1979 VFA Division 2 Ladder
| Pos | Team | Pld | W | L | D | PF | PA | PP | Pts |
|---|---|---|---|---|---|---|---|---|---|
| 1 | Camberwell (P) | 18 | 14 | 4 | 0 | 2487 | 1698 | 146.5 | 56 |
| 2 | Oakleigh | 18 | 14 | 4 | 0 | 2486 | 1837 | 135.3 | 56 |
| 3 | Mordialloc | 18 | 12 | 6 | 0 | 2399 | 1796 | 133.6 | 48 |
| 4 | Williamstown | 18 | 12 | 6 | 0 | 2278 | 1888 | 120.7 | 48 |
| 5 | Northcote | 18 | 12 | 6 | 0 | 2208 | 2020 | 109.3 | 48 |
| 6 | Yarraville | 18 | 11 | 7 | 0 | 2219 | 1848 | 120.1 | 44 |
| 7 | Waverley | 18 | 6 | 12 | 0 | 2147 | 2356 | 91.1 | 24 |
| 8 | Sunshine | 18 | 4 | 14 | 0 | 1718 | 2415 | 71.1 | 16 |
| 9 | Box Hill | 18 | 3 | 15 | 0 | 1673 | 2710 | 61.7 | 12 |
| 10 | Werribee | 18 | 2 | 16 | 0 | 1683 | 2730 | 61.6 | 8 |

===Awards===
- The leading goalkicker for the Division 2 home-and-away season was Mark Fotheringham (Yarraville) who kicked 129 goals and did not participate in finals. The leading goalkicker across the whole season including finals was Peter Neville (Mordialloc), who was second behind Fotheringham with 125 goals in the home-and-away season, and kicked 132 goals overall.
- The J. Field Medal was won by a comfortable margin by Jeff Edwards (Northcote), who polled 58 votes. Edwards polled more than double the votes of David Wenn (Oakleigh), who was second with 26 votes; Peter Kerr (Williamstown) and Kevin Sait (Yarraville), were equal-third with 23 votes each.
- Yarraville won the seconds premiership. Yarraville 17.16 (118) defeated Oakleigh 9.23 (77) in the Grand Final, played as a stand-alone match on Saturday, 8 September.

==Notable events==

===NFL Night Series===
The top two Association clubs from 1977 – Prahran and Preston – were invited to participate in the NFL Night Series, known this year as the Escort Cup. Neither club progressed to the night portion of the series, both eliminated in the first round by their SANFL opponents in a double-header played at Preston City Oval on Anzac Day:
- Prahran lost to Port Adelaide by 45 points
- Preston lost to Central District by eight points
It was the final NFL Night series, as it was entirely superseded by the rival AFC Night Series in 1980, in which the Association clubs were not invited to compete.

===Interleague matches===
The Association played an interleague representative match against Queensland for the third consecutive season; it was the Association's first home representative match on an Association ground since 1965. The team was coached by Mick Erwin (Prahran).

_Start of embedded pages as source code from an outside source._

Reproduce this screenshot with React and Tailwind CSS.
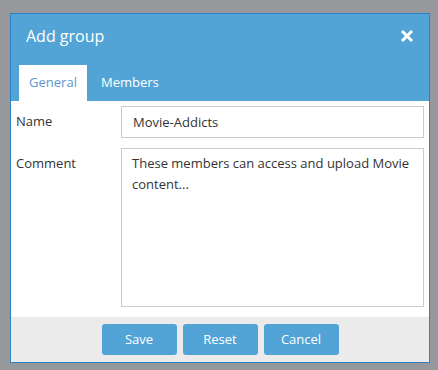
import React, { useState } from "react";

const font = { fontFamily: '"Open Sans", "Liberation Sans", sans-serif' };

const App = () => {
  const [tab, setTab] = useState("general");
  const [name, setName] = useState("Movie-Addicts");
  const [comment, setComment] = useState(
    "These members can access and upload Movie content..."
  );

  return (
    <div
      className="w-[438px] h-[370px] bg-[#97989c] pt-[13px] pl-[10px]"
      style={font}
    >
      <div className="w-[420px] h-[350px] border border-[#2f80c2] bg-white flex flex-col">
        {/* header */}
        <div className="bg-[#52a4d7] h-[87px] flex flex-col">
          <div className="h-[51px] flex items-start justify-between pl-[15px] pr-[16px] pt-[10px]">
            <span className="text-[16px] leading-[24px] text-white">Add group</span>
            <button className="mt-[6px]">
              <svg width="12" height="12" viewBox="0 0 12 12">
                <path
                  d="M2 2 L10 10 M10 2 L2 10"
                  stroke="white"
                  strokeWidth="3"
                  strokeLinecap="square"
                />
              </svg>
            </button>
          </div>
          <div className="flex h-[36px] pl-[8px]">
            <button
              onClick={() => setTab("general")}
              className={
                tab === "general"
                  ? "w-[68px] bg-white text-[13px] text-[#5c97d0]"
                  : "w-[68px] text-[13px] text-white"
              }
            >
              General
            </button>
            <button
              onClick={() => setTab("members")}
              className={
                tab === "members"
                  ? "px-[14px] bg-white text-[13px] text-[#5c97d0]"
                  : "px-[14px] text-[13px] text-white"
              }
            >
              Members
            </button>
          </div>
        </div>

        {/* body */}
        <div className="h-[216px] px-[5px] pt-[5px] flex flex-col gap-[10px]">
          <div className="flex items-center">
            <label className="w-[105px] text-[13px] text-[#333]">Name</label>
            <input
              value={name}
              onChange={(e) => setName(e.target.value)}
              className="flex-1 h-[32px] border border-[#cccccc] px-[11px] text-[13px] text-[#333] outline-none"
            />
          </div>
          <div className="flex items-start">
            <label className="w-[105px] text-[13px] leading-[21px] text-[#333] pt-[5px]">
              Comment
            </label>
            <textarea
              value={comment}
              onChange={(e) => setComment(e.target.value)}
              className="flex-1 h-[159px] border border-[#cccccc] px-[10px] pt-[4px] text-[13px] leading-[21px] text-[#333] outline-none resize-none"
            />
          </div>
        </div>

        {/* footer */}
        <div className="flex-1 bg-[#ebebeb] flex justify-center items-start pt-[7px] gap-[6px]">
          <button className="w-[75px] h-[31px] rounded-[3px] bg-[#52a4d7] text-white text-[13px]">
            Save
          </button>
          <button className="w-[75px] h-[31px] rounded-[3px] bg-[#52a4d7] text-white text-[13px]">
            Reset
          </button>
          <button className="w-[75px] h-[31px] rounded-[3px] bg-[#52a4d7] text-white text-[13px]">
            Cancel
          </button>
        </div>
      </div>
    </div>
  );
};

export default App;
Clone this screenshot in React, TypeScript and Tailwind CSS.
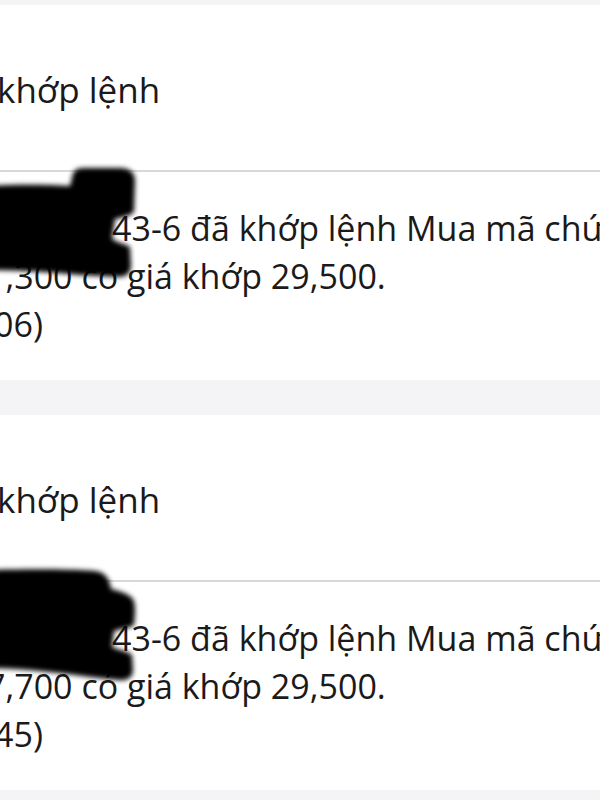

After having lost away matches against Queensland in both 1977 and 1978, the Association won this year's match easily. Queensland did not register its first score until the second quarter, by which stage the Association had already scored 9.13 (67), and the final margin was 154 points.

===Other notable events===
- On 3 June, Prahran won its first game against Port Melbourne at North Port Oval since 1951, a streak lasting 28 years (in 21 of which the two clubs competed in the same division).
- On 24 June, Frankston 26.19 (175) defeated Preston 25.18 (168) in an extremely high scoring game.
- On 4 July, Preston was found guilty of having fielded an unregistered player, Greg Marshall, in matches early in the season; Marshall's Form 3A had not been completed when he played in two senior matches and three seconds matches at the start of the season. The two senior matches in which Marshall had illegally played were an eight-point win against Caulfield and a draw against Port Melbourne; as a result of the revelations, the win and four points from each match were awarded to Preston's opponent. The penalty saw Port Melbourne reach the finals at Preston's expense: had the original results stood, ceteris paribus, Preston and Port Melbourne would have finished fourth and fifth respectively with 38 points each, Preston having the higher percentage. Preston was also fined $1150, comprising $500 for each senior match and $50 for seconds match in which Marshall played. It was the first case of points being stripped for playing an unregistered player since 1952.
- In July, the Association had discussions with the Bendigo Football League with the view to offering stalwart clubs Golden Square and Sandhurst admission, but the offer was rejected.
- In the final round of Division 2 home-and-away matches, Sunshine back-pocket Denis Strybosch was reported for the unusual misconduct charge of indecently exposing himself to an umpire. The incident occurred late in the final quarter of Sunshine's 119-point loss to Yarraville: dominant Yarraville full-forward Mark Fotheringham was lining up for goal from the behind post with Strybosch on the mark when Sunshine full-back Peter Simpson walked across the mark; umpire Bill Torney paid a 15-metre penalty, to which Strybosch turned around, lowered his shorts and mooned Torney; Strybosch was reported by all four umpires at that end of the ground, and was immediately benched by his coach. At his hearing on 14 August, Strybosch claimed the gesture was a tactic to distract Fotheringham; but he also criticised Torney's umpiring and Fotheringham's play, none of which particularly helped his case. Strybosch was suspended for ten weeks. Later in the evening of Strybosch's hearing, his Sunshine team-mate Brian Morley, who had been cleared of his own misconduct charge earlier in the night and had allegedly been drinking in the hours since, abused and threatened Torney as he left VFA House. Morley returned to face the honorary commission on August 28, and was initially suspended for the entire 1980 season; but this was increased to a life suspension after he threw an ashtray at the chairman of the honorary commission.